### LISTING

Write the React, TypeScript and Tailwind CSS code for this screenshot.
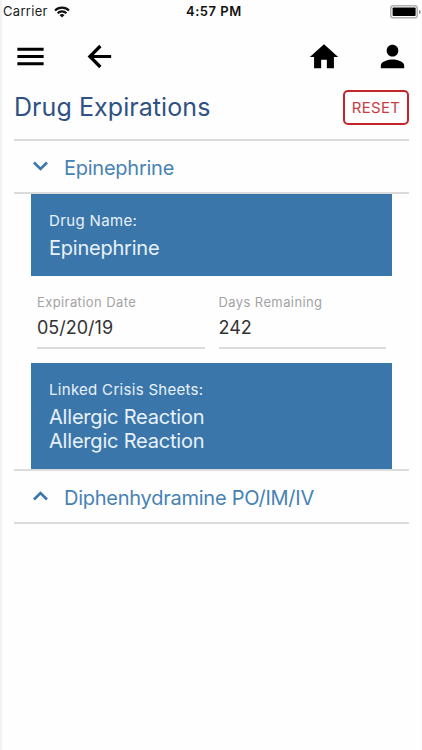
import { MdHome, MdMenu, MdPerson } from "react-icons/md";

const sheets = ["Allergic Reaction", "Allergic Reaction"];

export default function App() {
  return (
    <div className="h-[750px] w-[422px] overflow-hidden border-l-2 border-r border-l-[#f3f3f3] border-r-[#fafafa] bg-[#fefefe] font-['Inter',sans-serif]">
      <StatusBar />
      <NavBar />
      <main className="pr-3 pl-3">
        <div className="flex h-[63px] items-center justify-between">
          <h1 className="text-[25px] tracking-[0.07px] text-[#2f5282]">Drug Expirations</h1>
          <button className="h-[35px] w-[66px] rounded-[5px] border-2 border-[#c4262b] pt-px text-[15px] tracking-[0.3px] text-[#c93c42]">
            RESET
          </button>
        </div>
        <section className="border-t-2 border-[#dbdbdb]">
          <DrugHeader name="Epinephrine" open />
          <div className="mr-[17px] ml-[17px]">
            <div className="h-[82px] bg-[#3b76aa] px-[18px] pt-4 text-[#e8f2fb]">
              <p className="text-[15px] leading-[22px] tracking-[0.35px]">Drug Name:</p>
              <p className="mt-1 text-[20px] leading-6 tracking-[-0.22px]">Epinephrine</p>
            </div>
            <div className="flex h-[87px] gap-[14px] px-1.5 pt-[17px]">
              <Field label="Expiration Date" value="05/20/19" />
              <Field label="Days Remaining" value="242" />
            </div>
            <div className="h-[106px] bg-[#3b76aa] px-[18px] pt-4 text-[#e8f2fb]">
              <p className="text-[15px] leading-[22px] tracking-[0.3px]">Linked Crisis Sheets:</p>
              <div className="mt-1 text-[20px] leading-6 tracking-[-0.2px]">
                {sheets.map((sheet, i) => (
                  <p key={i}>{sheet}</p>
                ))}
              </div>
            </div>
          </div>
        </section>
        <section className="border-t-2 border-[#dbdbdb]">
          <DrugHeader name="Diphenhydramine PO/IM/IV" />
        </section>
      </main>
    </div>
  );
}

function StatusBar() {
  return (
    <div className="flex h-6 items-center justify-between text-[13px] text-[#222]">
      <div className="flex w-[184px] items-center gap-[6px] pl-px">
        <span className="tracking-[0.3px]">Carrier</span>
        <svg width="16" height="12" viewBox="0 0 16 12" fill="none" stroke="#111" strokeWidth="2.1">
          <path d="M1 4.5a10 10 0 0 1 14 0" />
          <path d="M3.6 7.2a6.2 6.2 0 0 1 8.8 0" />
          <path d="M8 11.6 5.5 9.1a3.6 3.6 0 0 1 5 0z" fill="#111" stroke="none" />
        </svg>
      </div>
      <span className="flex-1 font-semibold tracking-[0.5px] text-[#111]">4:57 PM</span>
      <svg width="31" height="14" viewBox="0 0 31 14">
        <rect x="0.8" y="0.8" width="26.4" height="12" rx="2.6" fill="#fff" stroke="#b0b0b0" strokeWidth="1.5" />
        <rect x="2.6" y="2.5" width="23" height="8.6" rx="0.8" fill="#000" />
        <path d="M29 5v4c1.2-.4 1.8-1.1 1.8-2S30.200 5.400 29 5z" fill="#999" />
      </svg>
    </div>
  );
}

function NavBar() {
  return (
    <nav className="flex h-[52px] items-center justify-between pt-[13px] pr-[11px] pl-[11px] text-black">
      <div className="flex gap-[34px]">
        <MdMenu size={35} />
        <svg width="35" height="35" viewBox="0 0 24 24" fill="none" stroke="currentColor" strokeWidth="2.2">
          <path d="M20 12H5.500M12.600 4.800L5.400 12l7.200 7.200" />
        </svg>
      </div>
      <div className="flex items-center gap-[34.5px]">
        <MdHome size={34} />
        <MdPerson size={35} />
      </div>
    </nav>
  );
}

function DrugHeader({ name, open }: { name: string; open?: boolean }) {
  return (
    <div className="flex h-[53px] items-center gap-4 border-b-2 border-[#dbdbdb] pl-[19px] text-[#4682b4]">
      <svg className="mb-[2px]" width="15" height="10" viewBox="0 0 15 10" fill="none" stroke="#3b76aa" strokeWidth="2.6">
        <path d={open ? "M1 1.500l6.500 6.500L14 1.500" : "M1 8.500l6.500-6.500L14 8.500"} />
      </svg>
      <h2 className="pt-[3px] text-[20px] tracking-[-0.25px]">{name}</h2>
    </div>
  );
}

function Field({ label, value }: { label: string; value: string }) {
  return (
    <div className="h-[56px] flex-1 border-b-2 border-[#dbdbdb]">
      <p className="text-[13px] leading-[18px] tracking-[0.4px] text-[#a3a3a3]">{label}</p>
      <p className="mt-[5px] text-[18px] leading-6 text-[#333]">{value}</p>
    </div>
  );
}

######
### LISTING

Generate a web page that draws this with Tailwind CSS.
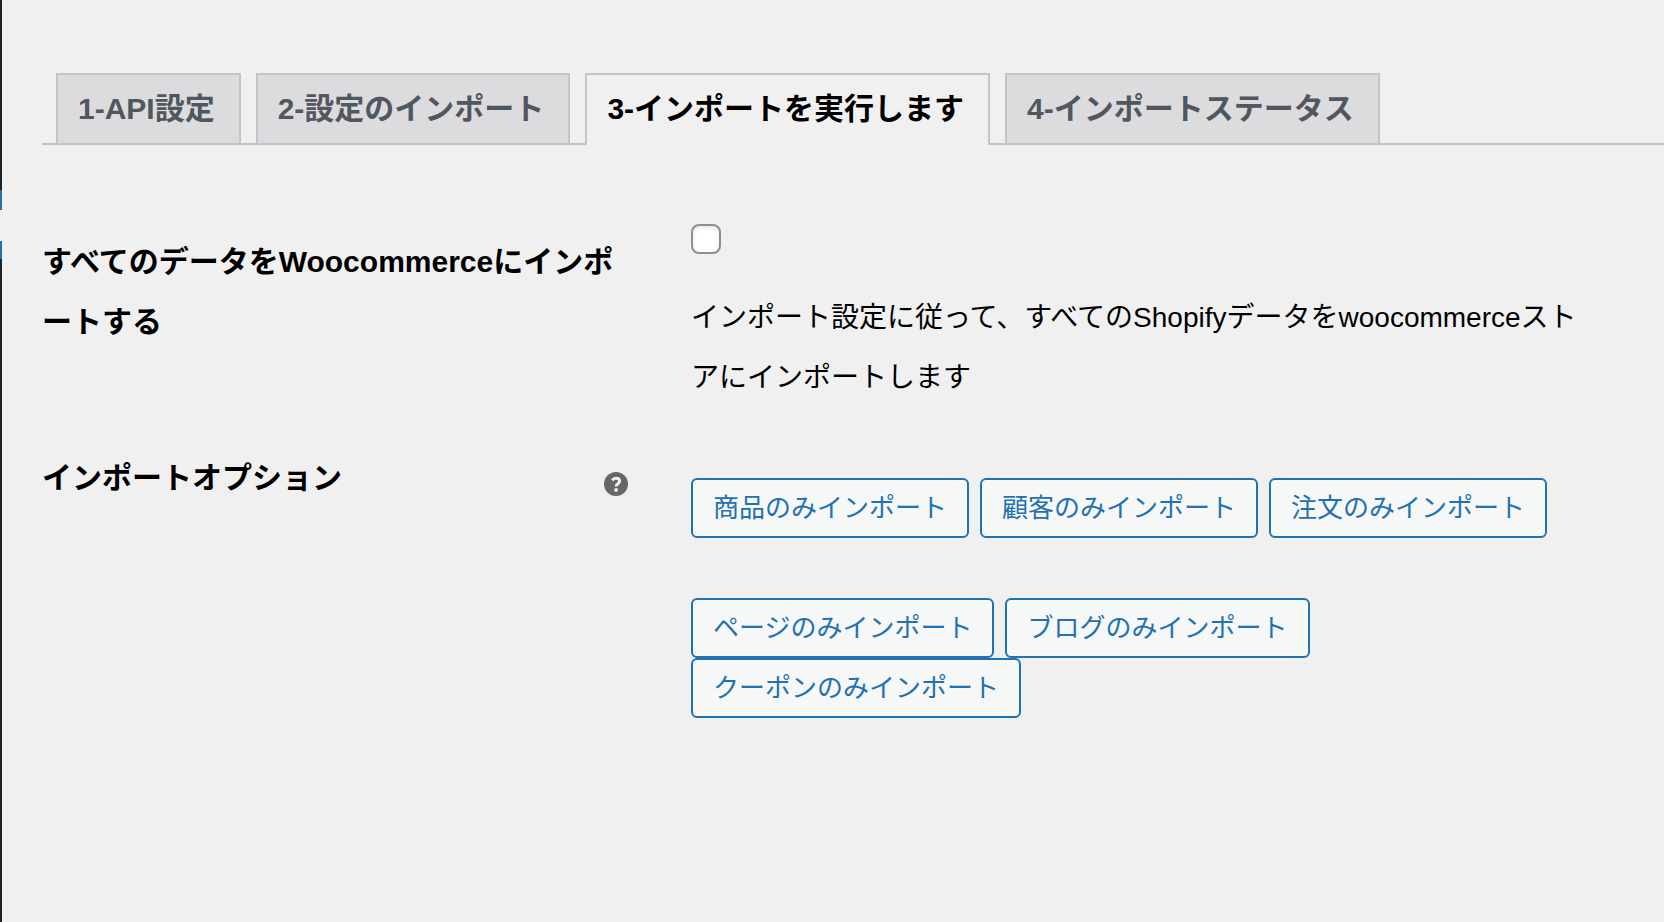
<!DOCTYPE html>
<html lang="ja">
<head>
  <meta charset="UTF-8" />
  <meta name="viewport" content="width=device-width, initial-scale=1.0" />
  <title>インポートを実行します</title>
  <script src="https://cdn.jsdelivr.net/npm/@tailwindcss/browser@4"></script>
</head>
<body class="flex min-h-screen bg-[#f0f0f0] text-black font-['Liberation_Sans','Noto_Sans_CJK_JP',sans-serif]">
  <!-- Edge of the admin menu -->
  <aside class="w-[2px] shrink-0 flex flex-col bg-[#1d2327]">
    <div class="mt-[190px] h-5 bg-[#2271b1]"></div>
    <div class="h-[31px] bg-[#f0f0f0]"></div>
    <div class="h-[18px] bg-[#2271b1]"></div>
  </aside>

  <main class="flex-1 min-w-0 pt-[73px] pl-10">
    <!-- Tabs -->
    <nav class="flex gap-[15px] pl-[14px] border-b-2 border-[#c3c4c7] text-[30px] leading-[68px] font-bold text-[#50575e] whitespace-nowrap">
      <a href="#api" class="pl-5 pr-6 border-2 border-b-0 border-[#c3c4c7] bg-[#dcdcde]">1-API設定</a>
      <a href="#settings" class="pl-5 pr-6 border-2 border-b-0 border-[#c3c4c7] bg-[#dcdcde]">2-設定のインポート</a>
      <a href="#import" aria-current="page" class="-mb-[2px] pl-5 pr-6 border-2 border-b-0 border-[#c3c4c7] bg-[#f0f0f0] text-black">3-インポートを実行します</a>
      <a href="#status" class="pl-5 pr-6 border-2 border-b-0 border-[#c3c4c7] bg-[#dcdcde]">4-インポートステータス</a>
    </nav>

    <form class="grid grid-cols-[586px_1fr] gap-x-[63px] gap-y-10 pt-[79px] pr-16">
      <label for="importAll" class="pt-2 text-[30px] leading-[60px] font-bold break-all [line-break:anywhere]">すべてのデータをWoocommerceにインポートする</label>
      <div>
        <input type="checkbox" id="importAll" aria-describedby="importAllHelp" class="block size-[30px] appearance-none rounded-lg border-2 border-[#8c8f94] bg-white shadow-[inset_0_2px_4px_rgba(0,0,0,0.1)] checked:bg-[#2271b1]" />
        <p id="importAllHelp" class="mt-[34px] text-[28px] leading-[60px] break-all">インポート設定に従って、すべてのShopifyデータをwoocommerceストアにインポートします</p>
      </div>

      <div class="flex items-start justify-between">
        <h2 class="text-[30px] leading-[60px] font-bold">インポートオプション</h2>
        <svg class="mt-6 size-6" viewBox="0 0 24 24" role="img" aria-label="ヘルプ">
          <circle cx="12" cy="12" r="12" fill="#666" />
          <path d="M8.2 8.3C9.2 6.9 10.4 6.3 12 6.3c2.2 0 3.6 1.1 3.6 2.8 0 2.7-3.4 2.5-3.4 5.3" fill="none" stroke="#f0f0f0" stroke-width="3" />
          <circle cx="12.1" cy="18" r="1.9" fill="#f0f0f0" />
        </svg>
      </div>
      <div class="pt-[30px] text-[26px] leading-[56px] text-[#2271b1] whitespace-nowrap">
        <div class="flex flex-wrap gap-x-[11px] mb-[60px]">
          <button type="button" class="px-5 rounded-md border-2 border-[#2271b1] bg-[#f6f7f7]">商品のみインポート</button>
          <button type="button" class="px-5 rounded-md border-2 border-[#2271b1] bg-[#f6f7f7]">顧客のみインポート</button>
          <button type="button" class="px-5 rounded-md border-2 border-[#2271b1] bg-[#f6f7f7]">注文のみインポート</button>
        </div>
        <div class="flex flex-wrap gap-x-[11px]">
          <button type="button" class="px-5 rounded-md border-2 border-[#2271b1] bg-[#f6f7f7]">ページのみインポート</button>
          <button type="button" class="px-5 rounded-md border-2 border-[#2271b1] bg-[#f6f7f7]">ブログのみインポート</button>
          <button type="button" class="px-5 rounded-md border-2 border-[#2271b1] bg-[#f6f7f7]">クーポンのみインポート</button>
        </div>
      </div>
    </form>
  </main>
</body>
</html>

######

> **PROBLEM TO SOLVE**
Collect every line with the string "this" from the records, and copy each.

> **RIGHT ANSWER**
Write the React, TypeScript and Tailwind CSS code for this screenshot.
Generate a web page that draws this with Tailwind CSS.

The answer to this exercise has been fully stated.